§ To be done: Leave out the pictures, and write out exactly the lines from the beginning of the material to the line holding "</stock-app>", that line included, and nothing else.

§ Stored data:
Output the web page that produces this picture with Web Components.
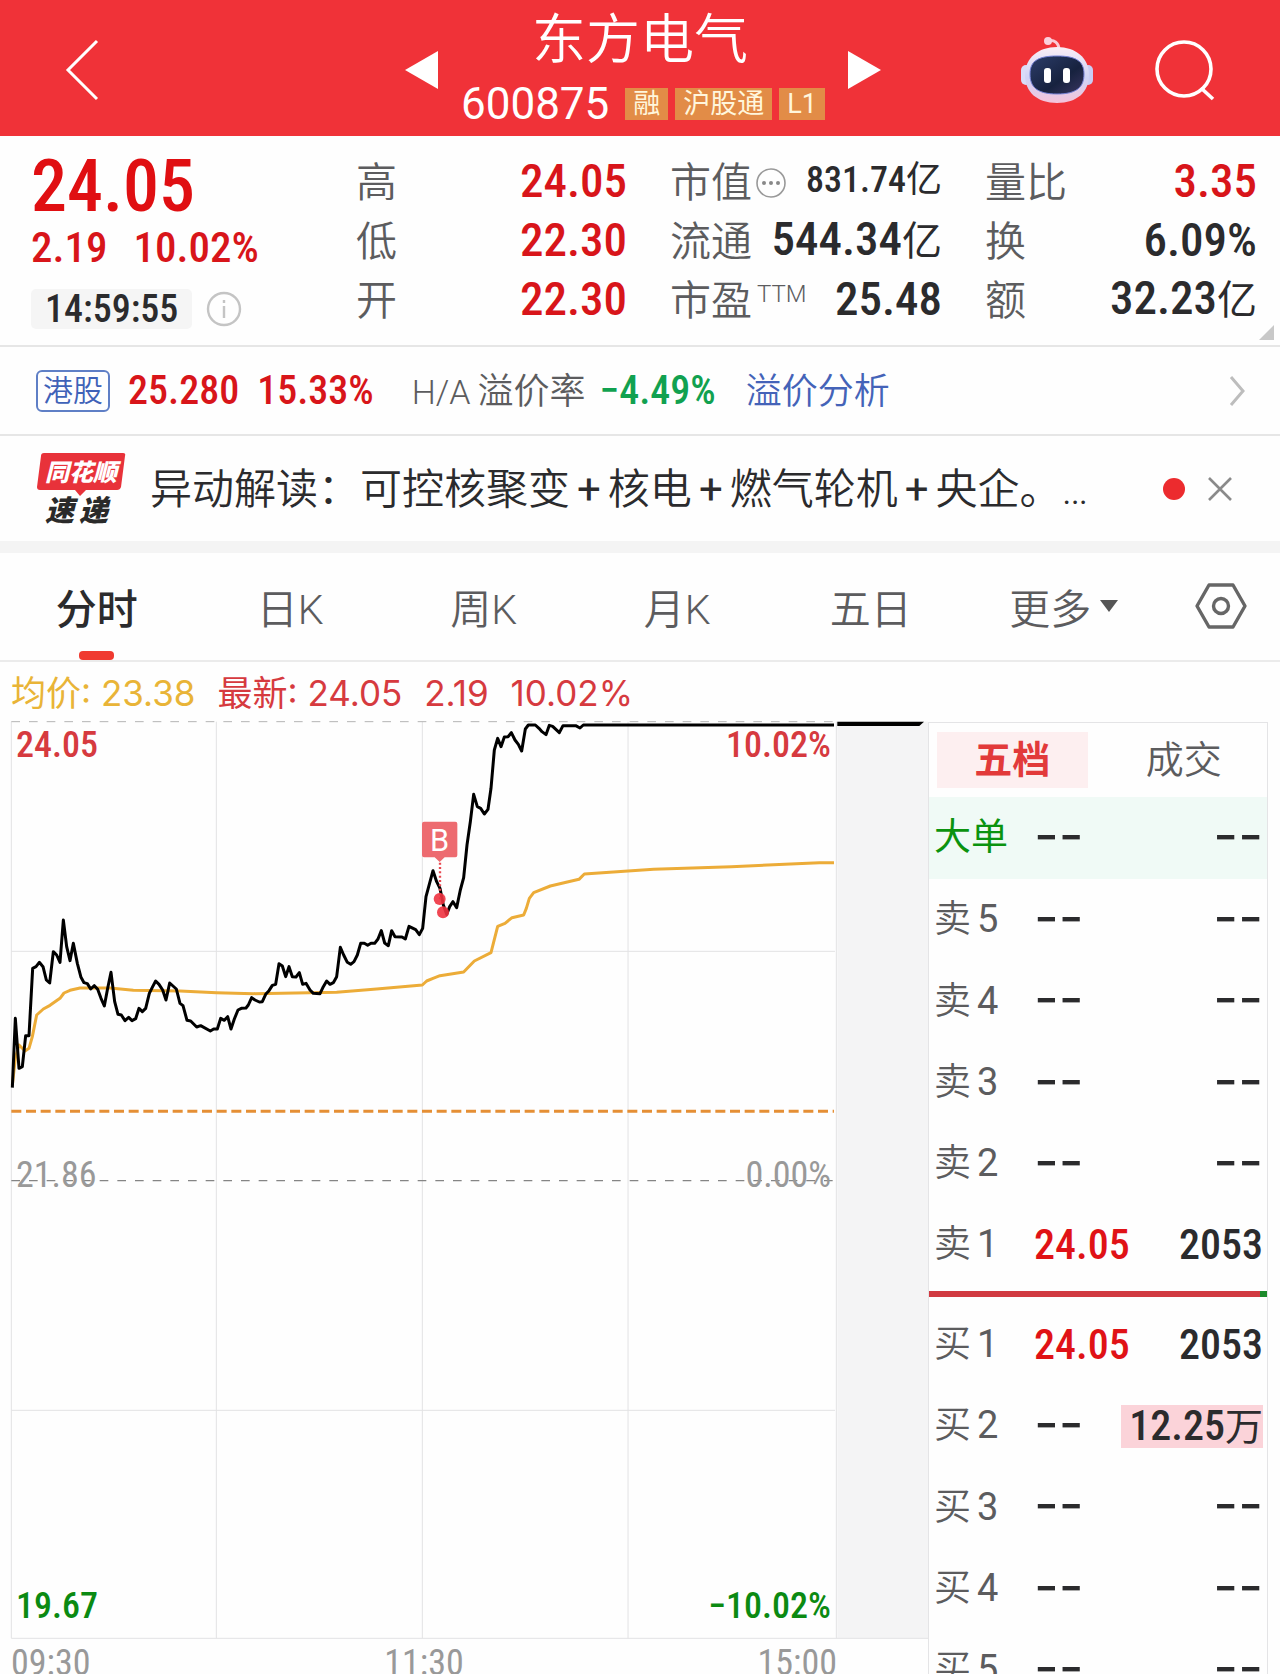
<!DOCTYPE html>
<html lang="zh-CN">
<head>
    <meta charset="UTF-8">
    <meta name="viewport" content="width=device-width, initial-scale=1.0">
    <title>东方电气 600875</title>
    <style>
        :root {
            --red: #d8151a;
            --up: #d63a3f;
            --down: #0b8a12;
            --ink: #2b2b2d;
            --muted: #5c5c5e;
            --line: #e6e6e6;
            --num: 'Roboto Condensed', 'Noto Sans CJK SC', sans-serif;
        }
        body {
            margin: 0;
            background: #fefefe;
            color: var(--ink);
            font-family: Roboto, 'Noto Sans CJK SC', sans-serif;
        }
    </style>
</head>
<body>
    <stock-app>
        <stock-header slot="header" name="东方电气" code="600875">
            <stock-tag>融</stock-tag>
            <stock-tag>沪股通</stock-tag>
            <stock-tag>L1</stock-tag>
        </stock-header>
        <stock-quote></stock-quote>
        <hk-premium></hk-premium>
        <news-flash>异动解读：可控核聚变<b>+</b>核电<b>+</b>燃气轮机<b>+</b>央企。…</news-flash>
        <chart-tabs></chart-tabs>
        <chart-legend></chart-legend>
        <minute-chart slot="chart"></minute-chart>
        <order-book slot="book"></order-book>
    </stock-app>

    <script>
        // Small base class: every element renders its template into an open root
        class BaseElement extends HTMLElement {
            connectedCallback() {
                if (!this.shadowRoot) {
                    this.attachShadow({mode: 'open'}).innerHTML = this.render();
                }
            }
        }

        const resetButton = `
            button {
                background: none;
                border: 0;
                padding: 0;
                margin: 0;
                font: inherit;
                color: inherit;
                cursor: pointer;
            }
            svg { display: block; }
        `;

        class StockApp extends BaseElement {
            render() {
                return `
                <style>
                    :host {
                        display: block;
                        height: 100vh;
                        overflow: hidden;
                    }
                    .trade {
                        display: grid;
                        grid-template-columns: minmax(0, 928fr) minmax(0, 340fr);
                        padding-right: 12px;
                        align-items: start;
                    }
                </style>
                <slot name="header"></slot>
                <slot></slot>
                <div class="trade">
                    <slot name="chart"></slot>
                    <slot name="book"></slot>
                </div>`;
            }
        }

        class StockTag extends BaseElement {
            render() {
                return `
                <style>
                    :host {
                        background: #e28c47;
                        color: #fff6dc;
                        font-size: 27px;
                        line-height: 32px;
                        padding: 0 8px;
                        font-weight: 400;
                    }
                </style>
                <slot></slot>`;
            }
        }

        class StockHeader extends BaseElement {
            render() {
                return `
                <style>
                    ${resetButton}
                    :host {
                        display: grid;
                        grid-template-columns: 1fr auto 1fr;
                        align-items: center;
                        height: 136px;
                        padding-top: 3px;
                        box-sizing: border-box;
                        background: #f03238;
                        color: #fff;
                    }
                    .back { margin-left: 64px; justify-self: start; }
                    .stock { display: flex; align-items: center; gap: 22px; padding-left: 6px; }
                    .title { display: flex; flex-direction: column; align-items: center; }
                    h1 { font-size: 54px; line-height: 68px; font-weight: 350; margin: 0; padding-right: 6px; }
                    .sub { display: flex; align-items: center; gap: 7px; height: 58px; }
                    .code { font-size: 44px; line-height: 52px; font-weight: 400; margin-right: 9px; }
                    .actions { display: flex; align-items: center; justify-content: flex-end; gap: 60px; padding-right: 64px; }
                </style>
                <button class="back" aria-label="返回">
                    <svg width="36" height="64" viewBox="0 0 36 64" fill="none" stroke="#fff" stroke-width="3"><path d="M33 3 4 32l29 29"/></svg>
                </button>
                <div class="stock">
                    <button aria-label="上一只">
                        <svg width="35" height="40" viewBox="0 0 35 40" fill="#fff"><path d="M34 1v38L1 20z"/></svg>
                    </button>
                    <div class="title">
                        <h1>${this.getAttribute('name')}</h1>
                        <div class="sub"><span class="code">${this.getAttribute('code')}</span><slot></slot></div>
                    </div>
                    <button aria-label="下一只">
                        <svg width="35" height="40" viewBox="0 0 35 40" fill="#fff"><path d="M1 1v38l33-19z"/></svg>
                    </button>
                </div>
                <div class="actions">
                    <button aria-label="智能助手">
                        <svg width="74" height="68" viewBox="0 0 74 68">
                            <defs>
                                <linearGradient id="shell" x1="0" y1="0" x2="0" y2="1">
                                    <stop offset="0" stop-color="#fbeef6"/>
                                    <stop offset=".55" stop-color="#cfd3f6"/>
                                    <stop offset="1" stop-color="#f4c3da"/>
                                </linearGradient>
                                <linearGradient id="face" x1="0" y1="0" x2="1" y2="1">
                                    <stop offset="0" stop-color="#2c3d6a"/>
                                    <stop offset=".6" stop-color="#17223f"/>
                                    <stop offset="1" stop-color="#3a3560"/>
                                </linearGradient>
                            </defs>
                            <path d="M28 5c6-2 11 2 11 9" fill="none" stroke="#fbc9d6" stroke-width="3"/>
                            <circle cx="28" cy="5" r="4" fill="#fbd0dc"/>
                            <rect x="1" y="29" width="10" height="20" rx="5" fill="#d9dcf8"/>
                            <rect x="63" y="29" width="10" height="20" rx="5" fill="#c9cdf4"/>
                            <path d="M37 11c19 0 32 11 32 28S57 67 37 67 5 56 5 39s13-28 32-28z" fill="url(#shell)"/>
                            <path d="M37 20c19 0 27 5 27 18s-7 20-27 20-27-7-27-20 8-18 27-18z" fill="url(#face)" stroke="#7682d6" stroke-width="1"/>
                            <rect x="24" y="32" width="7" height="15" rx="3" fill="#fff"/>
                            <rect x="43" y="32" width="7" height="15" rx="3" fill="#fff"/>
                        </svg>
                    </button>
                    <button aria-label="搜索">
                        <svg width="62" height="62" viewBox="0 0 62 62" fill="none" stroke="#fff" stroke-width="3.6"><circle cx="30" cy="30" r="27"/><path d="M47 49l12 11"/></svg>
                    </button>
                </div>`;
            }
        }

        class StockQuote extends BaseElement {
            render() {
                const columns = [
                    [['高', '24.05', 'up'], ['低', '22.30', 'up'], ['开', '22.30', 'up']],
                    [['市值', '831.74<i>亿</i>', 'small', 'more'], ['流通', '544.34<i>亿</i>', ''], ['市盈', '25.48', '', 'ttm']],
                    [['量比', '3.35', 'up'], ['换', '6.09%', ''], ['额', '32.23<i>亿</i>', '']],
                ];
                const extras = {
                    more: '<svg width="32" height="32" viewBox="0 0 32 32"><circle cx="16" cy="16" r="14" fill="none" stroke="#999" stroke-width="1.6"/><g fill="#888"><circle cx="9" cy="16" r="2"/><circle cx="16" cy="16" r="2"/><circle cx="23" cy="16" r="2"/></g></svg>',
                    ttm: '<sup>TTM</sup>',
                };
                return `
                <style>
                    ${resetButton}
                    :host {
                        display: grid;
                        grid-template-columns: 282fr 271fr 272fr 272fr;
                        column-gap: 43px;
                        padding: 14px 23px 16px 31px;
                        border-bottom: 2px solid var(--line);
                        position: relative;
                    }
                    .now { color: #e00f12; font-family: var(--num); font-weight: 500; }
                    .price { font-size: 72px; line-height: 74px; }
                    .change { display: flex; gap: 26px; font-size: 43px; line-height: 46px; color: var(--red); }
                    .time { display: flex; align-items: center; gap: 14px; margin-top: 19px; }
                    time {
                        background: #f5f5f5;
                        border-radius: 5px;
                        color: var(--ink);
                        font-size: 38px;
                        line-height: 40px;
                        padding: 0 14px;
                    }
                    dl { margin: 0; padding-top: 1px; }
                    .row { display: flex; justify-content: space-between; align-items: center; height: 59px; white-space: nowrap; }
                    dt { display: flex; align-items: center; gap: 3px; font-size: 41px; line-height: 48px; padding-top: 5px; font-weight: 350; color: var(--muted); }
                    dd { margin: 0; font: 500 47px/59px var(--num); }
                    dd i { font-style: normal; font-weight: 400; font-size: 40px; }
                    dd.up { color: var(--red); }
                    dd.small { font-size: 36px; }
                    dd.small i { font-size: 36px; }
                    sup { font-size: 24px; line-height: 24px; align-self: flex-start; margin-top: 5px; padding-left: 2px; }
                    .corner { position: absolute; right: 6px; bottom: 5px; }
                </style>
                <div class="now">
                    <div class="price">24.05</div>
                    <div class="change"><span>2.19</span><span>10.02%</span></div>
                    <div class="time">
                        <time>14:59:55</time>
                        <button aria-label="说明">
                            <svg width="36" height="36" viewBox="0 0 36 36" fill="none" stroke="#c4c4c4" stroke-width="2.4"><circle cx="18" cy="18" r="16"/><path d="M18 15v12M18 9v3"/></svg>
                        </button>
                    </div>
                </div>
                ${columns.map(rows => `<dl>${rows.map(([label, value, cls, extra]) => `
                    <div class="row"><dt>${label}${extras[extra] || ''}</dt><dd class="${cls}">${value}</dd></div>`).join('')}</dl>`).join('')}
                <svg class="corner" width="15" height="15" viewBox="0 0 15 15" fill="#c8c8c8"><path d="M15 0v15H0z"/></svg>`;
            }
        }

        class HkPremium extends BaseElement {
            render() {
                return `
                <style>
                    ${resetButton}
                    :host {
                        display: flex;
                        align-items: center;
                        height: 87px;
                        padding: 0 34px 0 36px;
                        border-bottom: 2px solid var(--line);
                        white-space: nowrap;
                    }
                    .badge {
                        border: 2px solid #5f7fc6;
                        border-radius: 6px;
                        color: #3f62b8;
                        font-size: 30px;
                        line-height: 38px;
                        padding: 0 5px;
                        font-weight: 350;
                    }
                    b { font: 500 40px/44px var(--num); color: var(--red); margin-left: 18px; }
                    .label, a { font-size: 36px; line-height: 44px; padding-top: 3px; font-weight: 350; }
                    .label { color: var(--muted); margin-left: 38px; }
                    .label span { font-size: 34px; margin-right: 7px; }
                    b.down { color: #11a150; margin-left: 14px; }
                    a { color: #4463b8; text-decoration: none; margin-left: 30px; }
                    .go { margin-left: auto; }
                </style>
                <span class="badge">港股</span>
                <b>25.280</b>
                <b>15.33%</b>
                <span class="label"><span>H/A</span>溢价率</span>
                <b class="down">−4.49%</b>
                <a href="#premium">溢价分析</a>
                <button class="go" aria-label="查看">
                    <svg width="17" height="32" viewBox="0 0 17 32" fill="none" stroke="#bdbdbd" stroke-width="3"><path d="M2 2l12 14L2 30"/></svg>
                </button>`;
            }
        }

        class NewsFlash extends BaseElement {
            render() {
                return `
                <style>
                    ${resetButton}
                    :host {
                        display: flex;
                        align-items: center;
                        height: 105px;
                        padding: 0 47px 0 36px;
                        border-bottom: 12px solid #f4f4f4;
                    }
                    a {
                        flex: 1;
                        min-width: 0;
                        margin-left: 24px;
                        padding-top: 3px;
                        color: var(--ink);
                        font-size: 42px;
                        font-weight: 350;
                        line-height: 60px;
                        text-decoration: none;
                        white-space: nowrap;
                    }
                    ::slotted(b) { font-weight: 400; padding: 0 7px; }
                    i { width: 22px; height: 22px; border-radius: 50%; background: #ec2b2e; margin-right: 22px; }
                </style>
                <svg width="90" height="88" viewBox="0 -6 90 88">
                    <path d="M8 2h79q3 0 2 3l-4 31q-1 3-4 3H50l-6 6-5-6H4q-3 0-3-3L5 5q0-3 3-3z" fill="#e8323a"/>
                    <g font-family="'Noto Sans CJK SC', sans-serif" font-weight="900" font-style="italic">
                        <text x="9" y="30" font-size="24" fill="#fff">同花顺</text>
                        <text x="9" y="70" font-size="29" fill="#2a2a2a">速</text>
                        <text x="43" y="70" font-size="29" fill="#2a2a2a">递</text>
                    </g>
                </svg>
                <a href="#news"><slot></slot></a>
                <i></i>
                <button aria-label="关闭">
                    <svg width="26" height="26" viewBox="0 0 26 26" stroke="#8a8a8a" stroke-width="2.6"><path d="M2 2l22 22M24 2L2 24"/></svg>
                </button>`;
            }
        }

        class ChartTabs extends BaseElement {
            render() {
                return `
                <style>
                    ${resetButton}
                    :host { display: block; border-bottom: 2px solid #ebebeb; }
                    nav {
                        display: grid;
                        grid-template-columns: repeat(6, 387fr) 238fr;
                        height: 107px;
                    }
                    button {
                        display: flex;
                        align-items: center;
                        justify-content: center;
                        gap: 8px;
                        font-size: 41px;
                        font-weight: 350;
                        color: var(--muted);
                        white-space: nowrap;
                        padding-bottom: 2px;
                    }
                    .active { font-weight: 500; color: var(--ink); position: relative; }
                    .active::after {
                        content: '';
                        position: absolute;
                        bottom: 0;
                        width: 35px;
                        height: 9px;
                        border-radius: 4px;
                        background: #f03a30;
                    }
                </style>
                <nav>
                    <button class="active">分时</button>
                    <button>日K</button>
                    <button>周K</button>
                    <button>月K</button>
                    <button>五日</button>
                    <button>更多<svg width="20" height="14" viewBox="0 0 20 14" fill="#555"><path d="M1 1h18l-9 12z"/></svg></button>
                    <button aria-label="设置">
                        <svg width="52" height="46" viewBox="0 0 52 46" fill="none" stroke="#666" stroke-width="3.4" stroke-linejoin="round"><path d="M14 2h24l12 21-12 21H14L2 23z"/><circle cx="26" cy="23" r="7.5"/></svg>
                    </button>
                </nav>`;
            }
        }

        class ChartLegend extends BaseElement {
            render() {
                return `
                <style>
                    :host {
                        display: flex;
                        gap: 22px;
                        padding: 3px 11px 0;
                        height: 58px;
                        align-items: center;
                        font-family: Inter, 'Noto Sans CJK SC', sans-serif;
                        font-size: 35px;
                        line-height: 54px;
                        color: var(--up);
                        box-sizing: border-box;
                    }
                    .avg { color: #e9b437; }
                </style>
                <span class="avg">均价: 23.38</span>
                <span>最新: 24.05</span>
                <span>2.19</span>
                <span>10.02%</span>`;
            }
        }

        // Points are in chart units, three per pixel at the full width
        const PRICE = [37,1118, 46,910, 57,1060, 67,1055, 77,962, 87,962, 98,760, 108,755, 118,742, 129,755, 139,795, 149,804, 160,710, 170,720, 180,742, 190,615, 200,695, 210,737, 220,685, 232,745, 243,787, 252,803, 262,806, 272,822, 283,812, 293,823, 303,850, 313,873, 323,820, 333,772, 344,860, 354,898, 364,900, 375,917, 386,907, 396,917, 407,911, 417,880, 427,890, 437,880, 448,835, 458,815, 467,798, 477,808, 488,825, 498,855, 509,804, 519,813, 529,822, 540,865, 549,872, 561,916, 572,918, 590,936, 602,932, 631,948, 641,942, 652,942, 662,910, 673,916, 683,905, 693,942, 703,912, 714,885, 724,880, 738,879, 745,870, 755,848, 765,855, 778,861, 787,860, 797,838, 807,827, 817,811, 827,808, 837,746, 847,753, 857,785, 867,755, 877,785, 888,786, 898,773, 908,808, 918,805, 930,825, 940,835, 960,836, 970,815, 980,798, 990,808, 1000,803, 1010,785, 1021,697, 1031,720, 1042,742, 1052,748, 1062,740, 1072,720, 1082,685, 1093,685, 1103,691, 1113,685, 1124,685, 1134,672, 1144,647, 1154,684, 1165,692, 1175,647, 1185,665, 1206,666, 1216,672, 1227,634, 1247,644, 1258,659, 1268,640, 1278,545, 1299,467, 1310,500, 1320,520, 1330,570, 1340,598, 1349,575, 1359,560, 1370,578, 1381,525, 1391,488, 1401,390, 1411,320, 1421,238, 1432,275, 1442,280, 1453,297, 1464,283, 1473,220, 1483,105, 1493,70, 1503,95, 1513,66, 1524,65, 1534,53, 1545,75, 1555,88, 1565,108, 1576,42, 1585,30, 1606,30, 1617,40, 1626,50, 1638,59, 1648,31, 1658,34, 1678,53, 1689,32, 1727,32, 1740,39, 1750,30, 2502,30];
        const AVERAGE = [37,1110, 46,1030, 57,990, 75,1008, 87,1000, 97,965, 110,900, 130,882, 150,871, 180,850, 192,834, 210,826, 240,819, 330,819, 400,826, 540,828, 650,833, 760,836, 1010,832, 1130,822, 1267,810, 1280,798, 1299,790, 1320,782, 1391,771, 1423,738, 1473,713, 1493,634, 1515,625, 1536,608, 1571,600, 1579,580, 1588,550, 1601,533, 1651,513, 1737,493, 1753,477, 1884,468, 1961,463, 2194,455, 2458,443, 2502,443];

        class MinuteChart extends BaseElement {
            render() {
                return `
                <style>
                    :host { display: block; position: relative; color: var(--up); font: 400 36px/36px var(--num); }
                    svg { display: block; width: 100%; height: auto; }
                    .label { position: absolute; font-weight: 500; }
                    .left { left: 16px; }
                    .right { right: 97px; }
                    .top { top: 7px; }
                    .mid { top: 45%; padding-top: 4px; color: #999; font-weight: 400; }
                    .low { bottom: 58px; color: var(--down); }
                    .axis { display: flex; justify-content: space-between; padding: 5px 91px 0 11px; color: #999; line-height: 38px; }
                </style>
                <svg viewBox="0 15 2784 2758">
                    <rect x="2512" y="20" width="272" height="2750" fill="#f4f4f5"/>
                    <g fill="none" stroke="#e2e2e4" stroke-width="3">
                        <path d="M34 20V2770M649 20V2770M1267 20V2770M1884 20V2770M2509 20V2770"/>
                        <path d="M34 709H2505M34 2086H2505M34 2770H2784"/>
                    </g>
                    <path d="M34 20H2505" stroke="#b5b5b5" stroke-width="3" stroke-dasharray="26 27"/>
                    <path d="M34 1397H2511" stroke="#858585" stroke-width="4" stroke-dasharray="26 27"/>
                    <path d="M34 1189H2502" stroke="#e58f35" stroke-width="9" stroke-dasharray="30 14"/>
                    <polyline points="${AVERAGE}" fill="none" stroke="#ecac38" stroke-width="9" stroke-linejoin="round"/>
                    <polyline points="${PRICE}" fill="none" stroke="#000" stroke-width="9" stroke-linejoin="round"/>
                    <path d="M2512 20H2772L2758 33H2512z"/>
                    <path d="M1320 430V560" stroke="#e8474f" stroke-width="7" stroke-dasharray="6 7"/>
                    <g fill="#ee3340" fill-opacity=".9">
                        <circle cx="1319" cy="552" r="18"/>
                        <circle cx="1329" cy="592" r="18"/>
                    </g>
                    <path d="M1272 320h94q6 0 6 6v95q0 6-6 6h-32l-15 14-15-14h-32q-6 0-6-6v-95q0-6 6-6z" fill="#ed6b70"/>
                    <text x="1319" y="408" text-anchor="middle" font-family="Roboto, sans-serif" font-size="92" fill="#fff">B</text>
                </svg>
                <span class="label left top">24.05</span>
                <span class="label right top">10.02%</span>
                <span class="label left mid">21.86</span>
                <span class="label right mid">0.00%</span>
                <span class="label left low">19.67</span>
                <span class="label right low">−10.02%</span>
                <div class="axis"><span>09:30</span><span>11:30</span><span>15:00</span></div>`;
            }
        }

        class OrderBook extends BaseElement {
            row([label, price, volume]) {
                const cell = value => value ? value : '<span class="none">--</span>';
                const side = label.replace(/(\d)/, '<span>$1</span>');
                return `<tr class="${label === '大单' ? 'big' : ''}"><th scope="row">${side}</th><td class="price">${cell(price)}</td><td class="volume">${cell(volume)}</td></tr>`;
            }

            render() {
                const sell = [['大单'], ['卖5'], ['卖4'], ['卖3'], ['卖2'], ['卖1', '24.05', '2053']];
                const buy = [['买1', '24.05', '2053'], ['买2', '', '<mark>12.25<i>万</i></mark>'], ['买3'], ['买4'], ['买5']];
                return `
                <style>
                    ${resetButton}
                    :host { display: block; border: 1px solid #e4e4e6; margin-top: 2px; }
                    .tabs { display: grid; grid-template-columns: 1fr 1fr; padding: 9px 8px; gap: 21px; }
                    .tabs button { font-size: 38px; font-weight: 350; line-height: 56px; color: var(--muted); }
                    .tabs .active { background: #fdeff0; color: #e23a3a; font-weight: 700; }
                    table { width: 100%; border-collapse: collapse; table-layout: fixed; }
                    tr { height: 81px; }
                    tr.big, tr:nth-child(3) { height: 82px; }
                    tr.big { background: #f0faf6; }
                    tr.big th { color: #0b930f; font-weight: 400; }
                    th, td { padding: 0; text-align: left; white-space: nowrap; }
                    th { width: 105px; padding-left: 5px; box-sizing: border-box; font-size: 37px; line-height: 56px; font-weight: 350; color: var(--muted); }
                    th span { margin-left: 6px; font-size: 38px; font-weight: 400; }
                    td { font: 500 42px/56px var(--num); }
                    .price { color: #e01216; width: 76px; }
                    .volume { text-align: right; padding-right: 4px; }
                    .none { font: 400 54px/54px Inter, sans-serif; color: var(--ink); }
                    mark { background: #fbd3d9; color: var(--ink); padding-left: 8px; display: inline-block; line-height: 41px; }
                    mark i { font-style: normal; font-weight: 400; font-size: 38px; }
                    hr { border: 0; height: 6px; margin: 6px 0 7px; background: linear-gradient(90deg, #d13a41 98%, #1c8a2b 98%); }
                </style>
                <div class="tabs"><button class="active">五档</button><button>成交</button></div>
                <table><tbody>${sell.map(this.row).join('')}</tbody></table>
                <hr>
                <table><tbody>${buy.map(this.row).join('')}</tbody></table>`;
            }
        }

        customElements.define('stock-app', StockApp);
        customElements.define('stock-tag', StockTag);
        customElements.define('stock-header', StockHeader);
        customElements.define('stock-quote', StockQuote);
        customElements.define('hk-premium', HkPremium);
        customElements.define('news-flash', NewsFlash);
        customElements.define('chart-tabs', ChartTabs);
        customElements.define('chart-legend', ChartLegend);
        customElements.define('minute-chart', MinuteChart);
        customElements.define('order-book', OrderBook);
    </script>
</body>
</html>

§ Full response:
Output the web page that produces this picture with Web Components.
<!DOCTYPE html>
<html lang="zh-CN">
<head>
    <meta charset="UTF-8">
    <meta name="viewport" content="width=device-width, initial-scale=1.0">
    <title>东方电气 600875</title>
    <style>
        :root {
            --red: #d8151a;
            --up: #d63a3f;
            --down: #0b8a12;
            --ink: #2b2b2d;
            --muted: #5c5c5e;
            --line: #e6e6e6;
            --num: 'Roboto Condensed', 'Noto Sans CJK SC', sans-serif;
        }
        body {
            margin: 0;
            background: #fefefe;
            color: var(--ink);
            font-family: Roboto, 'Noto Sans CJK SC', sans-serif;
        }
    </style>
</head>
<body>
    <stock-app>
        <stock-header slot="header" name="东方电气" code="600875">
            <stock-tag>融</stock-tag>
            <stock-tag>沪股通</stock-tag>
            <stock-tag>L1</stock-tag>
        </stock-header>
        <stock-quote></stock-quote>
        <hk-premium></hk-premium>
        <news-flash>异动解读：可控核聚变<b>+</b>核电<b>+</b>燃气轮机<b>+</b>央企。…</news-flash>
        <chart-tabs></chart-tabs>
        <chart-legend></chart-legend>
        <minute-chart slot="chart"></minute-chart>
        <order-book slot="book"></order-book>
    </stock-app>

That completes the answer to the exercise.